The explanation comes in several parts. First, the confidence levels of European business have been depressed by lack of confidence in the governments in Germany, France and Italy. The most notorious anti-business minister, "Red Oskar", has been heaved out, which is a start, but immense damage has been done to the German business community's belief in its politicians.

As anyone who has had even a brief conversation with a German business leader in recent months will have found, within about three minutes the fury would begin to erupt. They thought they were the heroes of the German prosperity (which, of course, they were) and accordingly they would be listened to (which they weren't.)

Similar, though more muted concerns inflict some French industrialists, and while it is hard to make any sensible generalisations, it is probably also true that medium-sized businesses in Italy, the ones that matter, retain their traditional scepticism towards the government of the day.

But it is not just politics. European business also knows it faces a new and more competitive world with the transparency of pricing with the euro. The wave of reconstructions, mergers and other deals is a first stage in the response to it. But while it is early enough to feel the fears, it is too early to perceive the benefits. In as far as the introduction of the euro does anything to business confidence, I suspect that, so far at least, it has reduced it.

Finally, euroland business confidence will have been depressed by the fall off in demand from what has until recently been its best export market - the UK. Rapid growth, an open attitude towards imported goods, strong sterling and a high propensity to import has made the UK a very attractive market for continental Europe. Now that growth here is easing, that market has weakened, though this has yet to show up in the import numbers.

If it is easy to explain European commercial gloom it is much harder to explain European consumer cheer, particularly because it does not seem to be translated into spending.
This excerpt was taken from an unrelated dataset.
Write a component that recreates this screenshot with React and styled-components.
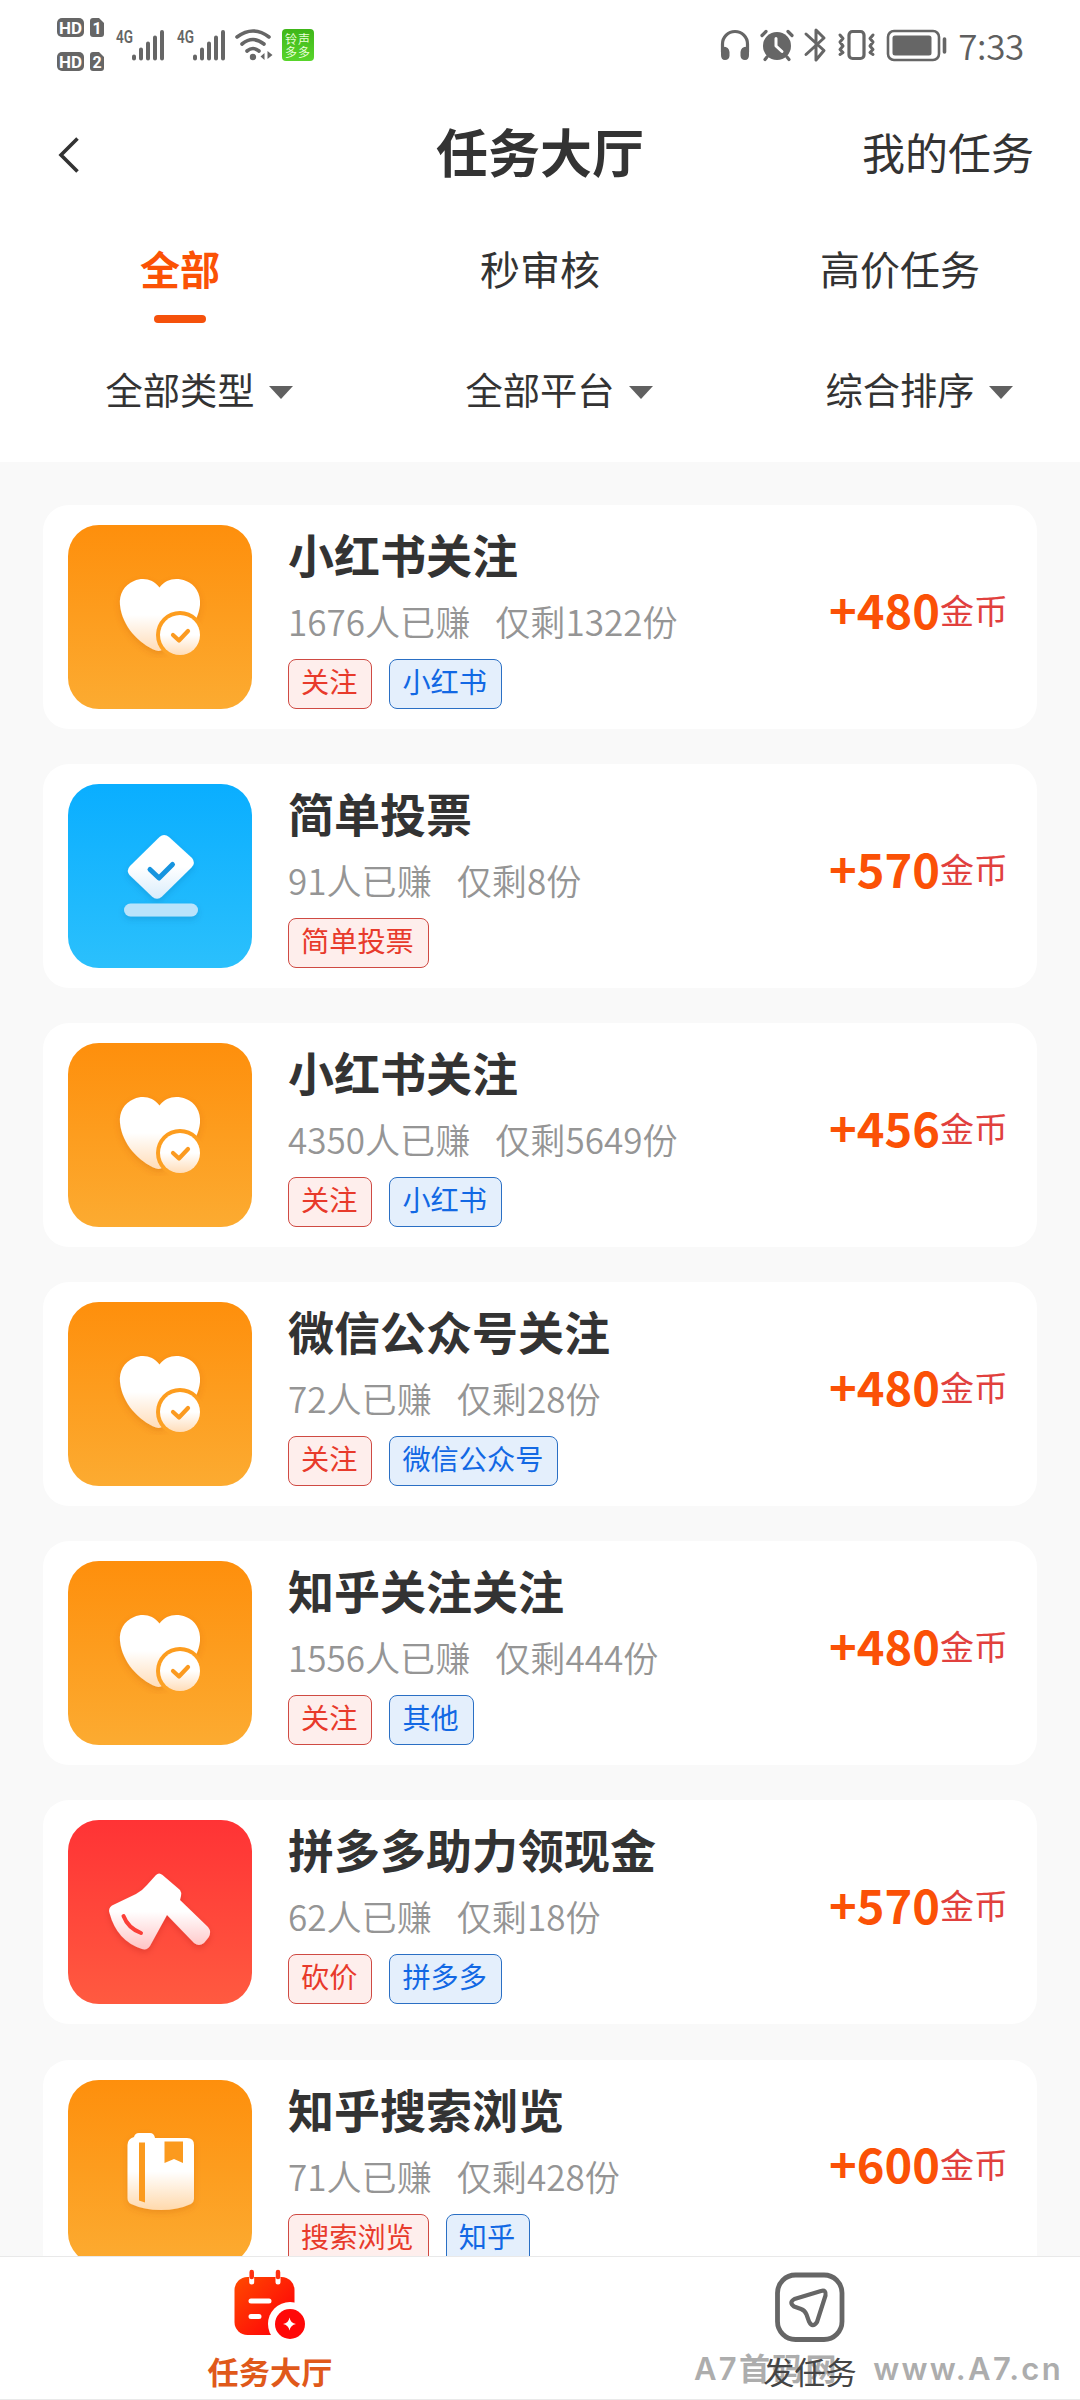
import React, { useState } from 'react';
import styled, { createGlobalStyle } from 'styled-components';

const GlobalStyle = createGlobalStyle`
  * {
    box-sizing: border-box;
  }
  body {
    margin: 0;
    background: #f9f9f9;
    font-family: "Noto Sans CJK SC", "Noto Sans", sans-serif;
    color: #333;
  }
`;

const Page = styled.div`
  display: flex;
  flex-direction: column;
  width: 1080px;
  height: 2400px;
  overflow: hidden;
  background: #f9f9f9;
`;

const Header = styled.header`
  flex: none;
  height: 462px;
  background: #fff;
`;

/* status bar */
const StatusBar = styled.div`
  display: flex;
  justify-content: space-between;
  height: 90px;
  padding: 0 56px;
`;
const StatusGroup = styled.div`
  display: flex;
  align-items: center;
  height: 90px;
`;
const WifiSvg = styled.svg`
  margin-left: 9px;
`;
const RingBadge = styled.div`
  display: grid;
  grid-template-columns: 13px 13px;
  justify-content: center;
  align-content: center;
  width: 32px;
  height: 32px;
  margin-left: 9px;
  border-radius: 4px;
  background: linear-gradient(#3fb619, #58d52b);
  color: #e9ffd9;
  font-size: 12px;
  line-height: 13px;
`;
const Clock = styled.span`
  margin-left: 10px;
  font-size: 35px;
  font-weight: 350;
  letter-spacing: -0.3px;
  line-height: 90px;
  color: #5f5f5f;
`;

/* title bar */
const TitleBar = styled.div`
  display: grid;
  grid-template-columns: 1fr auto 1fr;
  align-items: center;
  height: 120px;
  padding: 2px 46px 0 56px;
`;
const BackButton = styled.button`
  display: flex;
  padding: 8px 0 0;
  border: none;
  background: none;
`;
const Title = styled.h1`
  margin: 0 0 0 -10px;
  font-size: 52px;
  font-weight: 700;
  line-height: 118px;
`;
const MyTasks = styled.a`
  justify-self: end;
  font-size: 43px;
  line-height: 118px;
`;

/* tabs and filters */
const Tabs = styled.nav`
  display: grid;
  grid-template-columns: repeat(3, 1fr);
  height: 113px;
  padding-top: 28px;
`;
const Tab = styled.div`
  display: flex;
  flex-direction: column;
  align-items: center;
  font-size: 40px;
  line-height: 60px;
  font-weight: ${({ $active }) => ($active ? 700 : 400)};
  color: ${({ $active }) => ($active ? '#fb5205' : '#333')};

  &::after {
    content: '';
    width: 52px;
    height: 8px;
    margin-top: 17px;
    border-radius: 4px;
    background: ${({ $active }) => ($active ? '#f5510b' : 'transparent')};
  }
`;
const Filters = styled.div`
  display: grid;
  grid-template-columns: repeat(3, 1fr);
`;
const Filter = styled.div`
  display: flex;
  justify-content: center;
  align-items: center;
  gap: 14px;
  padding-left: 38px;
  font-size: 37.3px;
  line-height: 133px;
`;
const Arrow = styled.i`
  border: 12px solid transparent;
  border-top: 13px solid #606060;
  border-bottom: 0;
  margin-top: 6px;
`;

/* task list */
const List = styled.main`
  flex: 1;
  display: flex;
  flex-direction: column;
  gap: 35.1px;
  min-height: 0;
  padding: 43px 43px 0;
  overflow: hidden;
`;
const Card = styled.article`
  flex: none;
  display: flex;
  height: 224px;
  padding: 20px 29px 20px 25px;
  border-radius: 26px;
  background: #fff;
`;
const IconBox = styled.div`
  flex: none;
  width: 184px;
  height: 184px;
  border-radius: 31px;
  background: linear-gradient(${({ $from, $to }) => `${$from}, ${$to}`});

  svg {
    display: block;
  }
`;
const Info = styled.div`
  flex: 1;
  margin-left: 36px;
`;
const TaskName = styled.h2`
  margin: 0 0 15px;
  font-size: 46px;
  font-weight: 700;
  line-height: 56px;
  white-space: nowrap;
`;
const Meta = styled.p`
  display: flex;
  gap: 25px;
  margin: 0 0 13px;
  font-size: 35.1px;
  line-height: 50px;
  font-weight: 350;
  color: #959595;
`;
const Tags = styled.div`
  display: flex;
  gap: 17px;
`;
const Tag = styled.span`
  height: 50px;
  padding: 0 14px 0 12px;
  border: 1px solid ${({ $blue }) => ($blue ? '#2a6fc4' : '#cf4a43')};
  border-radius: 8px;
  background: ${({ $blue }) => ($blue ? '#e4effc' : '#feeeec')};
  color: ${({ $blue }) => ($blue ? '#1268e4' : '#e83a2b')};
  font-size: 28.2px;
  line-height: 42px;
`;
const Reward = styled.div`
  display: flex;
  align-items: center;
  align-self: center;
  margin-top: -17px;
  font-size: 34px;
  line-height: 60px;
  color: #e1403d;

  b {
    font-size: 47px;
    color: #fb5106;
  }
  span {
    margin-top: 2px;
  }
`;

/* bottom bar */
const BottomBar = styled.footer`
  position: relative;
  flex: none;
  display: grid;
  grid-template-columns: 1fr 1fr;
  height: 144px;
  border-top: 1px solid #e9e9e9;
  border-bottom: 1px solid #e9e9e9;
  background: #fff;
`;
const BottomItem = styled.div`
  position: relative;
  z-index: 1;
  display: flex;
  flex-direction: column;
  align-items: center;
  padding-top: 11px;
  font-size: 31.2px;
  line-height: 40px;
  font-weight: ${({ $active }) => ($active ? 700 : 400)};
  color: ${({ $active }) => ($active ? '#e0591a' : '#444')};

  svg {
    margin-bottom: 11px;
  }
`;
const Watermark = styled.div`
  position: absolute;
  right: 17px;
  bottom: 10px;
  display: flex;
  justify-content: space-between;
  width: 369px;
  font-family: Inter, "Noto Sans CJK SC", sans-serif;
  font-size: 31px;
  font-weight: 600;
  line-height: 40px;
  letter-spacing: 2.3px;
  color: #adadad;
  white-space: nowrap;
`;

const GREY = '#666';

const HdSims = () => (
  <svg width="48" height="56" viewBox="0 0 48 56">
    {[1, 2].map((n, i) => (
      <g key={n} transform={`translate(0 ${i * 34})`} fontFamily="Roboto" fontWeight="700" fill="#fff">
        <rect x="1" y="1" width="27" height="19" rx="5" fill={GREY} />
        <text x="14.5" y="16.5" fontSize="17" textAnchor="middle">HD</text>
        <path d="M37 1h6l5 5v11q0 3-3 3h-8q-3 0-3-3V4q0-3 3-3z" fill={GREY} />
        <text x="41" y="16.5" fontSize="16" textAnchor="middle">{n}</text>
      </g>
    ))}
  </svg>
);

const Signal = () => (
  <svg width="61" height="42" viewBox="0 -4 61 42">
    <text x="12" y="15" fontFamily="Roboto" fontSize="18" fontWeight="600" fill={GREY} textLength="17" lengthAdjust="spacingAndGlyphs">4G</text>
    <path d="M30 30.5v-2M37 30.5v-9M44 30.5v-15M51 30.5v-21M58 30.5V4" stroke={GREY} strokeWidth="4" strokeLinecap="round" />
  </svg>
);

const Wifi = () => (
  <WifiSvg width="38" height="34" viewBox="0 0 38 34" fill="none" stroke={GREY} strokeWidth="3.6" strokeLinecap="round">
    <path d="M2 9q16-12 32 0M7 16q11-9 22 0M12 23q6-5 12 0" />
    <circle cx="18" cy="29" r="3.2" fill={GREY} stroke="none" />
    <path d="M29.500 25v7l-4-3.500zM32.500 23v8l5-4z" fill={GREY} stroke="none" />
  </WifiSvg>
);

const StatusIcons = () => (
  <svg width="228" height="36" viewBox="720 27 228 36" fill="none" stroke={GREY} strokeWidth="3.200" strokeLinecap="round" strokeLinejoin="round">
    <path d="M722.500 52V44a12.500 12.500 0 0 1 25 0v8" />
    <path d="M721 47q8-1 8.500 5v4q-.5 4-4.500 4-4 0-4-5zM749 47q-8-1-8.500 5v4q.5 4 4.500 4 4 0 4-5z" fill={GREY} stroke="none" />
    <circle cx="777" cy="46" r="14" fill={GREY} stroke="none" />
    <path d="M762 35.500l4-4M792 35.500l-4-4M767 57l-2 2.500M787 57l2 2.500" />
    <path d="M776 38.500V46l6 5.500" stroke="#fff" strokeWidth="3" />
    <path d="M806 34l18 16.500-8 9.500V30l8 8-18 16.500" strokeWidth="3" />
    <rect x="849" y="31.500" width="15" height="27" rx="3.500" />
    <path d="M840 35l3 3.500-3 3.500 3 4-3 3.500 3 3-3 2M873 35l-3 3.500 3 3.500-3 4 3 3.500-3 3 3 2" strokeWidth="3" />
    <rect x="888" y="31" width="51" height="29" rx="6" strokeWidth="2.600" />
    <rect x="892.500" y="35.500" width="39" height="20" rx="2.500" fill={GREY} stroke="none" />
    <path d="M944.500 39v13" strokeWidth="3.600" />
  </svg>
);

const Shade = ({ id, color, shadow = '#b04a00' }) => (
  <defs>
    <linearGradient id={id} x1="0" y1="0" x2="0" y2="1">
      <stop offset="0.5" stopColor="#fff" />
      <stop offset="1" stopColor={color} />
    </linearGradient>
    <filter id={`${id}-shadow`} x="-20%" y="-20%" width="140%" height="150%">
      <feDropShadow dx="0" dy="3" stdDeviation="3" floodColor={shadow} floodOpacity="0.2" />
    </filter>
  </defs>
);

const HeartIcon = () => (
  <svg width="184" height="184" viewBox="0 0 184 184">
    <Shade id="heart" color="#ffddb9" />
    <mask id="heart-cut">
      <rect width="184" height="184" fill="#fff" />
      <circle cx="112" cy="110" r="24" fill="#000" />
    </mask>
    <path filter="url(#heart-shadow)" mask="url(#heart-cut)" fill="url(#heart)" d="M91.500 62.500C85 54 75 52 66 56C56 60 51 69 52 80C54 101 71 119 88 125.500Q91 126.500 94 125C116 116 130 98 132 80C133 69 127 59 118 56C108 52 98 54 91.500 62.500z" />
    <circle cx="112" cy="110" r="20" fill="url(#heart)" />
    <path d="M105 110l6 5.500 9-9.500" fill="none" stroke="#fb9a20" strokeWidth="4.200" strokeLinecap="round" strokeLinejoin="round" />
  </svg>
);

const VoteIcon = () => (
  <svg width="184" height="184" viewBox="0 0 184 184">
    <Shade id="vote" color="#d9ecfb" shadow="#00508a" />
    <g filter="url(#vote-shadow)">
      <path fill="url(#vote)" d="M91.500 53Q96 49 101 53L124 74Q128 79 123.500 83.500L94 112.500Q89 117 84 112.500L61.500 91Q58 86.500 62 82z" />
      <rect x="56" y="119.500" width="74" height="13" rx="6.500" fill="#b9e3fb" />
    </g>
    <path d="M82 85.500l9 8.500 13.500-13.500" fill="none" stroke="#1694df" strokeWidth="5" strokeLinecap="round" strokeLinejoin="round" />
  </svg>
);

const AxeIcon = () => (
  <svg width="184" height="184" viewBox="0 0 184 184">
    <Shade id="axe" color="#ffc3c4" shadow="#8a0000" />
    <path
      filter="url(#axe-shadow)"
      fill="url(#axe)"
      d="M88 55Q91 52 94.500 55L112 70Q114 73 113 76L112 80L140 107Q144 112 140.500 117.500L136 123Q131 127 126 123L99 95L82 126Q79 130.500 74 129Q49 121 41.500 93Q40 88 44 85.500L68 74Q75 70 79 65z"
    />
    <path d="M55.500 96Q60 108 73 113" fill="none" stroke="#fb3f38" strokeWidth="4" strokeLinecap="round" />
  </svg>
);

const BookIcon = () => (
  <svg width="184" height="184" viewBox="0 0 184 184">
    <Shade id="book" color="#ffd9ac" />
    <path
      filter="url(#book-shadow)"
      fill="url(#book)"
      d="M66 57Q67 53 71 53H82Q86 53 87 58H119Q126 58 126 65V119Q126 122 123 124Q110 130 93 130Q76 130 63 124Q59.500 122 59.500 118V65Q59.500 59 66 57z"
    />
    <path d="M71 62.500h6v60l-6-2zM96.500 61.500h18.500v21.500l-9-4-9.500 4z" fill="#fb9a1e" />
  </svg>
);

const TaskHallIcon = () => (
  <svg width="76" height="72" viewBox="0 0 76 72">
    <defs>
      <linearGradient id="hall" gradientUnits="userSpaceOnUse" x1="6" y1="8" x2="66" y2="66">
        <stop offset="0" stopColor="#ff4800" />
        <stop offset="0.8" stopColor="#ff0808" />
      </linearGradient>
      <mask id="hall-cut">
        <rect width="76" height="72" fill="#fff" />
        <circle cx="58" cy="56" r="22" fill="#000" />
      </mask>
    </defs>
    <rect mask="url(#hall-cut)" x="2.500" y="9" width="60" height="58" rx="13" fill="url(#hall)" />
    <path d="M19.700 10v4M46 10v4" stroke="#fff" strokeWidth="5" strokeLinecap="round" />
    <path d="M19.700 4v5M46 4v5" stroke="#ff3010" strokeWidth="4.500" strokeLinecap="round" />
    <path d="M19 33h18M19 48.500h8" stroke="#fff" strokeWidth="5" strokeLinecap="round" />
    <circle cx="58" cy="56" r="15" fill="#ff0808" />
    <path d="M57.500 49.500Q58.500 55 64 56Q58.500 57 57.500 62.500Q56.500 57 51 56Q56.500 55 57.500 49.500z" fill="#fff" />
  </svg>
);

const SendIcon = () => (
  <svg width="72" height="72" viewBox="0 -3.500 72 72" overflow="visible" fill="none" stroke="#666" strokeWidth="4.800" strokeLinejoin="round">
    <rect x="3.500" y="3.500" width="64.500" height="64.500" rx="18" />
    <path d="M47 19.500L20.500 27.500Q14.500 31 20 35L27 37.500Q31 39 32.500 43L35 50Q38.500 57 43 50.500L51.500 24Q52.500 18 47 19.500z" strokeWidth="4.200" />
  </svg>
);

const KINDS = {
  follow: { icon: HeartIcon, from: '#fe8f0c', to: '#fcab31' },
  vote: { icon: VoteIcon, from: '#0aaeff', to: '#2bc0fc' },
  bargain: { icon: AxeIcon, from: '#ff3335', to: '#ff5a40' },
  browse: { icon: BookIcon, from: '#fe8f0c', to: '#fcab31' }
};

const TASKS = [
  { kind: 'follow', name: '小红书关注', earned: 1676, left: 1322, tags: ['关注', '小红书'], coins: 480 },
  { kind: 'vote', name: '简单投票', earned: 91, left: 8, tags: ['简单投票'], coins: 570 },
  { kind: 'follow', name: '小红书关注', earned: 4350, left: 5649, tags: ['关注', '小红书'], coins: 456 },
  { kind: 'follow', name: '微信公众号关注', earned: 72, left: 28, tags: ['关注', '微信公众号'], coins: 480 },
  { kind: 'follow', name: '知乎关注关注', earned: 1556, left: 444, tags: ['关注', '其他'], coins: 480 },
  { kind: 'bargain', name: '拼多多助力领现金', earned: 62, left: 18, tags: ['砍价', '拼多多'], coins: 570 },
  { kind: 'browse', name: '知乎搜索浏览', earned: 71, left: 428, tags: ['搜索浏览', '知乎'], coins: 600 }
];

const TABS = ['全部', '秒审核', '高价任务'];
const FILTERS = ['全部类型', '全部平台', '综合排序'];

function TaskCard({ task }) {
  const { icon: Icon, from, to } = KINDS[task.kind];

  return (
    <Card>
      <IconBox $from={from} $to={to}><Icon /></IconBox>
      <Info>
        <TaskName>{task.name}</TaskName>
        <Meta>
          <span>{task.earned}人已赚</span>
          <span>仅剩{task.left}份</span>
        </Meta>
        <Tags>
          {task.tags.map((tag, i) => <Tag key={tag} $blue={i > 0}>{tag}</Tag>)}
        </Tags>
      </Info>
      <Reward><b>+{task.coins}</b><span>金币</span></Reward>
    </Card>
  );
}

export default function App() {
  const [tab, setTab] = useState(0);

  return (
    <Page>
      <GlobalStyle />
      <Header>
        <StatusBar>
          <StatusGroup>
            <HdSims />
            <Signal />
            <Signal />
            <Wifi />
            <RingBadge>
              <span>铃</span><span>声</span><span>多</span><span>多</span>
            </RingBadge>
          </StatusGroup>
          <StatusGroup>
            <StatusIcons />
            <Clock>7:33</Clock>
          </StatusGroup>
        </StatusBar>
        <TitleBar>
          <BackButton>
            <svg width="26" height="36" viewBox="0 0 26 36" fill="none" stroke="#333" strokeWidth="3.600">
              <path d="M21.500 1.500L5 18l16.500 16.500" />
            </svg>
          </BackButton>
          <Title>任务大厅</Title>
          <MyTasks>我的任务</MyTasks>
        </TitleBar>
        <Tabs>
          {TABS.map((name, i) => (
            <Tab key={name} $active={tab === i} onClick={() => setTab(i)}>{name}</Tab>
          ))}
        </Tabs>
        <Filters>
          {FILTERS.map(name => <Filter key={name}>{name}<Arrow /></Filter>)}
        </Filters>
      </Header>
      <List>
        {TASKS.map((task, i) => <TaskCard key={i} task={task} />)}
      </List>
      <BottomBar>
        <Watermark><span>A7首码网</span><span>www.A7.cn</span></Watermark>
        <BottomItem $active><TaskHallIcon />任务大厅</BottomItem>
        <BottomItem><SendIcon />发任务</BottomItem>
      </BottomBar>
    </Page>
  );
}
The usual explanation when figures don't add up is that they are wrong, but I can't quite see how they could be wrong in this instance. Euroland has a population of 290 million so any survey of consumer opinion is going to be a very broad-brush effort. But if these people say they are confident I see no reason to try and question that. The puzzle is more that if they are indeed confident, why are they not spending more?

I have two possible explanations to offer. The first - not very good one - is that the consumer spending figures have become unreliable, perhaps that additional spending is now going on in the cash economy rather than in the taxed one.

So people are more confident, but their reaction to the higher taxation needed to meet the Maastricht targets has encouraged them to spend their money in ways which minimises the tax-take.

The second is that the shift to a near-zero inflation world has changed buying patterns, delaying purchases. So consumers feel more confident, but they also see no need to rush out and buy now. Things may be cheaper next year.

What is to be done depends on what is wrong. But we may not be able to risk waiting for explanations if demand continues to remain flat. The range of policy options is really quite limited.

Governments can't ease fiscal policy without busting the Maastricht rules - indeed they used a lot of creative accounting to get within them. Monetary policy is outside their control, and in any case may be much less effective than it used to be. When interest rates are down in the 3 per cent region, you may not achieve much but cutting the odd half percentage point off rates. When they were in double digits then a sharp cut in rates was at least noticed. In any case a cut in short-term rates might have the opposite effect to that intended if long-term rates rose as a result.

No, the only available policy is structural reform. In that sense Euroland is in pretty much the same position as Japan - fiscal and monetary policies are unavailable or ineffective, so you have only one further thing you can do. But structural policies - removing labour market rigidities, easing business regulation, changing planning controls and so on - carry costs too. Consumption in Euroland will not remain flat for ever, but developing a culture which celebrates spending (as America does and Britain seems to be trying to do) takes a long time. The great European consumption boom may not come in time to rescue the world economy when the US economy eventually slackens.